Итак, условия для занятий теоретической физикой были, и я начал с „Теории поля“. Юрий Борисович был удивительным педагогом. Мое изучение курса Ландау сопровождалось экскурсами в историю физики. Попутно Юрий Борисович рассказывал и о своих исследованиях в этой области. Вскоре я узнал, что он уже давно занимается созданием единой теории поля. В тот период его жизни эта тема была главной в его научной деятельности.
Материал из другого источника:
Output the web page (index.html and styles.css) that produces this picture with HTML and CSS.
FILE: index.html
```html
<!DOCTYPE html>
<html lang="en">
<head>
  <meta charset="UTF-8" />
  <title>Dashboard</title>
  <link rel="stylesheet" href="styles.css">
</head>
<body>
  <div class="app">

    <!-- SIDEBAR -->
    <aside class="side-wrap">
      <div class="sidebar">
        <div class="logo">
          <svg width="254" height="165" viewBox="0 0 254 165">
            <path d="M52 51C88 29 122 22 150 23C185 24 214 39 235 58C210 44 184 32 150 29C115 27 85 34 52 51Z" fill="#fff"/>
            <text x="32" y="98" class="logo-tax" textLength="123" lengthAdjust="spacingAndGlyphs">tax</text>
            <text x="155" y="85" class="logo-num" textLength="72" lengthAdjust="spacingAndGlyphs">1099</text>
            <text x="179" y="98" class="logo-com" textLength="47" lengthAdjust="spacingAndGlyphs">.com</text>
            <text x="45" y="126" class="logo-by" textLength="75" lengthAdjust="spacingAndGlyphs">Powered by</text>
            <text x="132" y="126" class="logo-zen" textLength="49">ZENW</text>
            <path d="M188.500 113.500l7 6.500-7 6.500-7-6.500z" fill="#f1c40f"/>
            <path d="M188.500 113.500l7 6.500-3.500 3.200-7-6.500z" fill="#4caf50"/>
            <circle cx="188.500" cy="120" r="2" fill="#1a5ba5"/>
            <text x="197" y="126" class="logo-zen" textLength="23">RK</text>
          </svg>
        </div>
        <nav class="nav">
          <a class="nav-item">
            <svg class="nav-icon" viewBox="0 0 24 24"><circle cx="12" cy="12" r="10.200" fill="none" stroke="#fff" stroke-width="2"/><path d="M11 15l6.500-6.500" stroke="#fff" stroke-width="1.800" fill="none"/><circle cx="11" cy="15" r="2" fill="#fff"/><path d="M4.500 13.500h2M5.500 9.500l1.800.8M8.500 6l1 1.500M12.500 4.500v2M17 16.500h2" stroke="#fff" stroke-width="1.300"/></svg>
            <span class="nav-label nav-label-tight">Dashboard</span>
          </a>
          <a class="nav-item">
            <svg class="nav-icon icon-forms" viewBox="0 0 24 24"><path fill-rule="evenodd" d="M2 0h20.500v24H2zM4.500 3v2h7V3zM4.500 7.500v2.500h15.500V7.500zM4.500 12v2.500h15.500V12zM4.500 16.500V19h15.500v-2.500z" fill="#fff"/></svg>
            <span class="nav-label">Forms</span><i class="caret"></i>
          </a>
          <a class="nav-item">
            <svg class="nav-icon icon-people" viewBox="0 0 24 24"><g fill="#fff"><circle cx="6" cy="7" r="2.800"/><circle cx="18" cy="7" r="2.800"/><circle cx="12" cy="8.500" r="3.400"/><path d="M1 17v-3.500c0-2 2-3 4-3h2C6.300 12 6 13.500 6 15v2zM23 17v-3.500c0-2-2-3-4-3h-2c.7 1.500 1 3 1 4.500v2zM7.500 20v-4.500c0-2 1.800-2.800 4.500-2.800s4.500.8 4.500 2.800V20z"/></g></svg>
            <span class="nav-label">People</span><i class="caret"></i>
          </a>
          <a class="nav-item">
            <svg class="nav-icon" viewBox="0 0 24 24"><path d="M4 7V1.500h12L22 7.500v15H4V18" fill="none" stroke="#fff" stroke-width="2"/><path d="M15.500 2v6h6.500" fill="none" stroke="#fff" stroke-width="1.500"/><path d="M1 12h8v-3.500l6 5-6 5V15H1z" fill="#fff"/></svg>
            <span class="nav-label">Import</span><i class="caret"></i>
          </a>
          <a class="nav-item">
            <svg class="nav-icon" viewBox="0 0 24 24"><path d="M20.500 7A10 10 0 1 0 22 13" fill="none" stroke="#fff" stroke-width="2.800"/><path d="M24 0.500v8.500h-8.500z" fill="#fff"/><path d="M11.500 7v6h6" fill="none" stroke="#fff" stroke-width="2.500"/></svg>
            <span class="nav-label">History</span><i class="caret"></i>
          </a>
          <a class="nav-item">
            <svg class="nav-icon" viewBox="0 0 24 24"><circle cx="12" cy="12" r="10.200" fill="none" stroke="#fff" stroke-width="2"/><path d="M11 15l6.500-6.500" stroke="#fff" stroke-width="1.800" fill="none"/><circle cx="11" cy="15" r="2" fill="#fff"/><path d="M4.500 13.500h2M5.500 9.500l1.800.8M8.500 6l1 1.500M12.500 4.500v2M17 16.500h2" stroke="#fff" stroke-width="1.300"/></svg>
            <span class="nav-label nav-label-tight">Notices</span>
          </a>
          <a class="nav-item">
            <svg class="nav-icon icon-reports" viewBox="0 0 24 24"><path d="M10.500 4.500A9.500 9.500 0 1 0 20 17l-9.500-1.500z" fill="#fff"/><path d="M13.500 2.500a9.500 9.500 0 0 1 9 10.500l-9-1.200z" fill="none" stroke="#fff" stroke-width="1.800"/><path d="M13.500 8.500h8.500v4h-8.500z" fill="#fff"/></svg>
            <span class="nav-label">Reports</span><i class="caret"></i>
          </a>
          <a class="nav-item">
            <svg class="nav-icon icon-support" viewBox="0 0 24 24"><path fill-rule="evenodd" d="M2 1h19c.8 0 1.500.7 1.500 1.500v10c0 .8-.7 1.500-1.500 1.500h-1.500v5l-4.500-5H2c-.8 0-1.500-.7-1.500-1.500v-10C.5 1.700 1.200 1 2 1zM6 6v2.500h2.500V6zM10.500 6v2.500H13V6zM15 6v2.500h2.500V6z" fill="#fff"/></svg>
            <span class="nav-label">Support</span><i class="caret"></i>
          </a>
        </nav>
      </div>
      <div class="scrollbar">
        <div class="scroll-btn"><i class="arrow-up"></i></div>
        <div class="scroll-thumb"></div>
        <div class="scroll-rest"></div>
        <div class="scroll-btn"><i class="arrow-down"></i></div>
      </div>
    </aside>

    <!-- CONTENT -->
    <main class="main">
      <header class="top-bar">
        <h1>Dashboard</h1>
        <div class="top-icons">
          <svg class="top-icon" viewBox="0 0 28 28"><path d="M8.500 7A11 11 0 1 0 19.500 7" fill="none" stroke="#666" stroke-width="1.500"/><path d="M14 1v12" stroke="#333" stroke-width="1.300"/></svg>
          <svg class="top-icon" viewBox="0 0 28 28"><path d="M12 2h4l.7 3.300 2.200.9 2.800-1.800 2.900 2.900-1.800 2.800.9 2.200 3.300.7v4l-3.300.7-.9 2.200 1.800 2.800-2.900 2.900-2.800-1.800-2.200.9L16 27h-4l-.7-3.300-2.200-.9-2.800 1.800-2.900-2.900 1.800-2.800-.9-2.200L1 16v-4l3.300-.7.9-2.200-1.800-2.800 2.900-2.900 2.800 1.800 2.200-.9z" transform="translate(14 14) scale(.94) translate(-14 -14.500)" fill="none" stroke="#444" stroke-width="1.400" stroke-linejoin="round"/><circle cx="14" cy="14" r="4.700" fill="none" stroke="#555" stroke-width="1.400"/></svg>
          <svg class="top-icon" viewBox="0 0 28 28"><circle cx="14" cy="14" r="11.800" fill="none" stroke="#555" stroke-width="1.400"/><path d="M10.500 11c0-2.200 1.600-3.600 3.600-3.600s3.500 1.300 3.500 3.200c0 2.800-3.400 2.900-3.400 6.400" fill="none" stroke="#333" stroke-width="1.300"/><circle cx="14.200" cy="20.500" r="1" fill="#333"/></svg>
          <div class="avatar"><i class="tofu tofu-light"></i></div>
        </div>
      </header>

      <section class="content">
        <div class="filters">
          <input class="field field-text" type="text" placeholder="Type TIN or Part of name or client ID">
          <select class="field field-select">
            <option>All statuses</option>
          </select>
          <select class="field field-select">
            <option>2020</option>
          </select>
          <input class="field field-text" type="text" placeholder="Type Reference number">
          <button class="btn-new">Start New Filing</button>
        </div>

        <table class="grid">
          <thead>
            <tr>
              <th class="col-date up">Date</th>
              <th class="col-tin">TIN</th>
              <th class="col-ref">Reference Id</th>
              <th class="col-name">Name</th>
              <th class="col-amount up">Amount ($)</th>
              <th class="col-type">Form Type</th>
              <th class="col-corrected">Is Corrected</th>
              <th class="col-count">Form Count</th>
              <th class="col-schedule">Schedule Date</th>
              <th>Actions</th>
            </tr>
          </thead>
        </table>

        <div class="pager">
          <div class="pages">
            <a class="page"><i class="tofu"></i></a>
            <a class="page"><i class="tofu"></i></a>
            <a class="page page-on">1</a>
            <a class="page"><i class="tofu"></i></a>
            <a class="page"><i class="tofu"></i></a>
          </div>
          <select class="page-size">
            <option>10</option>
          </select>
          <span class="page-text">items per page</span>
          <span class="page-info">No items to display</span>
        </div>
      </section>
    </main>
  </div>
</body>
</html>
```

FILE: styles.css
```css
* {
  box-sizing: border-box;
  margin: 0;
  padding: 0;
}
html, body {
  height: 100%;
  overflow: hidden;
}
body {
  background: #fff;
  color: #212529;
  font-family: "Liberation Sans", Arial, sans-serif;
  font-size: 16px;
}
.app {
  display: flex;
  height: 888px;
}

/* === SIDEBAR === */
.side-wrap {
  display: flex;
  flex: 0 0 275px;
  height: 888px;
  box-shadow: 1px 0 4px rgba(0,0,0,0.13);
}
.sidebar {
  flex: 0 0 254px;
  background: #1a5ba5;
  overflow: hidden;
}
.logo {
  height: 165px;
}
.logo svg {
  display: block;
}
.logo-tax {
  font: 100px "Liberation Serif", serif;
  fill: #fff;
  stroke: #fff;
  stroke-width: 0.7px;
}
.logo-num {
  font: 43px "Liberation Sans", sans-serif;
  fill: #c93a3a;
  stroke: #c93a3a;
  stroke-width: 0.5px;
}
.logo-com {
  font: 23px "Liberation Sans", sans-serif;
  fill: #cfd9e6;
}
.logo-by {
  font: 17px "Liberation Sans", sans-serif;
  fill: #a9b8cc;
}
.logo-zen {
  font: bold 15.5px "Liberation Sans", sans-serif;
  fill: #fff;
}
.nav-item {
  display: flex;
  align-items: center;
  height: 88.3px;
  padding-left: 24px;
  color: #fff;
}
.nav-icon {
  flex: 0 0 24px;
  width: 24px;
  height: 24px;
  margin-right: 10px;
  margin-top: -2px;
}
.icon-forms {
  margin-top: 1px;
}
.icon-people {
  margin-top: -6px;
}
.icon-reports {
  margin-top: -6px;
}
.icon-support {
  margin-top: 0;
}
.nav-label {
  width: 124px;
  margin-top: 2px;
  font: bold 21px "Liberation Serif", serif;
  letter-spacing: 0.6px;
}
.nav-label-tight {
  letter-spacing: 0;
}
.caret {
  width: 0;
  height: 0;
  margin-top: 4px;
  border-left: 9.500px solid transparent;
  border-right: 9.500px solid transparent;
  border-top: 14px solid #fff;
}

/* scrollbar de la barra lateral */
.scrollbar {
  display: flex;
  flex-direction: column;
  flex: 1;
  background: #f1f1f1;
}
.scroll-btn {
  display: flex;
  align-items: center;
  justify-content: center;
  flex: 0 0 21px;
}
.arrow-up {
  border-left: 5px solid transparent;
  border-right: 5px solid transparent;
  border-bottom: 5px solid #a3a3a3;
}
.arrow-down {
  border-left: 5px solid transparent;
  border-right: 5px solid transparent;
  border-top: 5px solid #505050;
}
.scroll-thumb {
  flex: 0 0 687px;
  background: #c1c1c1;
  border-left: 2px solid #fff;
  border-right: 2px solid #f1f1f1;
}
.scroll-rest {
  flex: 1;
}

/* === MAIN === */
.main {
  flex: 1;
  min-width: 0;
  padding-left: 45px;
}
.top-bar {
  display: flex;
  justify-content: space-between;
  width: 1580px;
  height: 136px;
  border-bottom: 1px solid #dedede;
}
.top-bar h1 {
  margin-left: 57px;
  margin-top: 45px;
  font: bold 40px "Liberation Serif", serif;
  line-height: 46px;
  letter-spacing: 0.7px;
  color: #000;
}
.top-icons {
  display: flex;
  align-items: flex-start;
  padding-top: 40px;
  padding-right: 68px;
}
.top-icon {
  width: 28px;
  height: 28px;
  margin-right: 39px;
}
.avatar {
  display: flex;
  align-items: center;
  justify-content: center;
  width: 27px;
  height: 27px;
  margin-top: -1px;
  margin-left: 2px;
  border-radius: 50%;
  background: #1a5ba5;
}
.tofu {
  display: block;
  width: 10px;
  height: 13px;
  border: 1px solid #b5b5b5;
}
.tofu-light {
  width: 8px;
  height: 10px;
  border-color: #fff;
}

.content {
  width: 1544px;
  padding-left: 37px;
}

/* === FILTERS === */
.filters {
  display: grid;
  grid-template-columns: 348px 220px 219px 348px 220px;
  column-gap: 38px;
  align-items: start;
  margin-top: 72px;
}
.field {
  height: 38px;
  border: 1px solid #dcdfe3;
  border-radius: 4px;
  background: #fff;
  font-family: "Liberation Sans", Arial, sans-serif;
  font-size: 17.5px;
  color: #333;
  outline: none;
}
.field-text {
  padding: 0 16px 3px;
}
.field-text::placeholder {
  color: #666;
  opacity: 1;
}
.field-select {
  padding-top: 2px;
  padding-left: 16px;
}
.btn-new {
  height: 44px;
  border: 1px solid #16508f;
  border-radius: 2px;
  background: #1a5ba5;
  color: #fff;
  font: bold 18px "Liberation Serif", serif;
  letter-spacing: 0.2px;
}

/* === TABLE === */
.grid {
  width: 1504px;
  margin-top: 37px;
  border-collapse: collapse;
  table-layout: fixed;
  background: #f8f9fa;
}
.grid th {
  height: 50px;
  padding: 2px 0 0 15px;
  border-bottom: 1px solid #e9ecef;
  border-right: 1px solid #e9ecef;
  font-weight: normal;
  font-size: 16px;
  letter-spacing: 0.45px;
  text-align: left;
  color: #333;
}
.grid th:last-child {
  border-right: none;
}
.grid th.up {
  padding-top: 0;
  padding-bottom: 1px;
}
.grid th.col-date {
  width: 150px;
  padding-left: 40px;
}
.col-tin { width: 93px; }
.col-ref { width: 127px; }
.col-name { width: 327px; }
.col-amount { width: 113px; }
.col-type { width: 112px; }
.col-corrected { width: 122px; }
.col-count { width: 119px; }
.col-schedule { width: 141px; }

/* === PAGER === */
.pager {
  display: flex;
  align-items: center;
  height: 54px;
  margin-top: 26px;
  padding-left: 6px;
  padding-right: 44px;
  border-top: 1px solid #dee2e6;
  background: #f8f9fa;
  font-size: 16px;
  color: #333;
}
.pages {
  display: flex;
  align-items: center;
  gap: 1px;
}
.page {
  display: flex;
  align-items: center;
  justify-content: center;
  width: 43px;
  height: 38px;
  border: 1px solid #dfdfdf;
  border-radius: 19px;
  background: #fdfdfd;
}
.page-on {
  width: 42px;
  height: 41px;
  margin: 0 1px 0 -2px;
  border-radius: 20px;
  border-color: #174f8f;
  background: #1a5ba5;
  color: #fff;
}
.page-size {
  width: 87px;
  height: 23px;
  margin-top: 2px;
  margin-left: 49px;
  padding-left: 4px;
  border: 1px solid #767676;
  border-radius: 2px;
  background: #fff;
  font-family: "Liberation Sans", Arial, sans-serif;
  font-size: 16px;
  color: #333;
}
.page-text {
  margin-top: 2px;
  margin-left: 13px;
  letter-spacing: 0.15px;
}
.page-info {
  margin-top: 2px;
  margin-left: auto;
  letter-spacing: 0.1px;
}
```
Юрия Борисовича тяготило отсутствие среды, в которой он мог бы обсудить вопросы, над решением которых работал. Наконец, выход из этого положения он усмотрел в том, что может использовать меня в роли оппонента. Он рассказывал мне о решении той или иной задачи, над которой работал, и просил меня без стеснения задавать вопросы всякий раз, когда я чего-то не понимаю. Смело возражать , когда считал что-либо неправильным. Далее я излагал тему так, как понимал. Эти обсуждения велись вечерами, после работы. От меня требовалась самая острая придирчивость ко всему рассказываемому им, высказывание сомнений, вопросов. Юрий Борисович стремился к предельной ясности и строгой логической последовательности изложения. При работе над единой теорией поля я служил предметом апробирования. В силу моих возможностей я принимал участие в выводе ряда формул и решении задач. Юрий Борисович много и неустанно работал. Он был оптимистом и надеялся вернуться в строй, так как близился конец срока заключения, и он возвращался не с пустыми руками. Помнится, однажды он мне предложил готовить диссертационную работу. Его более чем удивил мой отказ и еще более мотивировка отказа. Будущее мне представлялось в минорных тонах. Это произвело на Юрия Борисовича угнетающее воздействие. Мне осталось лишь сожалеть, что так необдуманно нарушил его душевное равновесие. Несмотря на это, он пытался настроить меня оптимистически. Он был исключительно начитанным человеком, в пользу оптимизма приводил множество примеров, даже из произведений восточных классиков. Он владел множеством языков, в том числе и восточных. Знал наизусть отрывки из шедевров восточных поэтов. Он пытался освоить и татарский (мой родной) язык и выучил несколько татарских песен.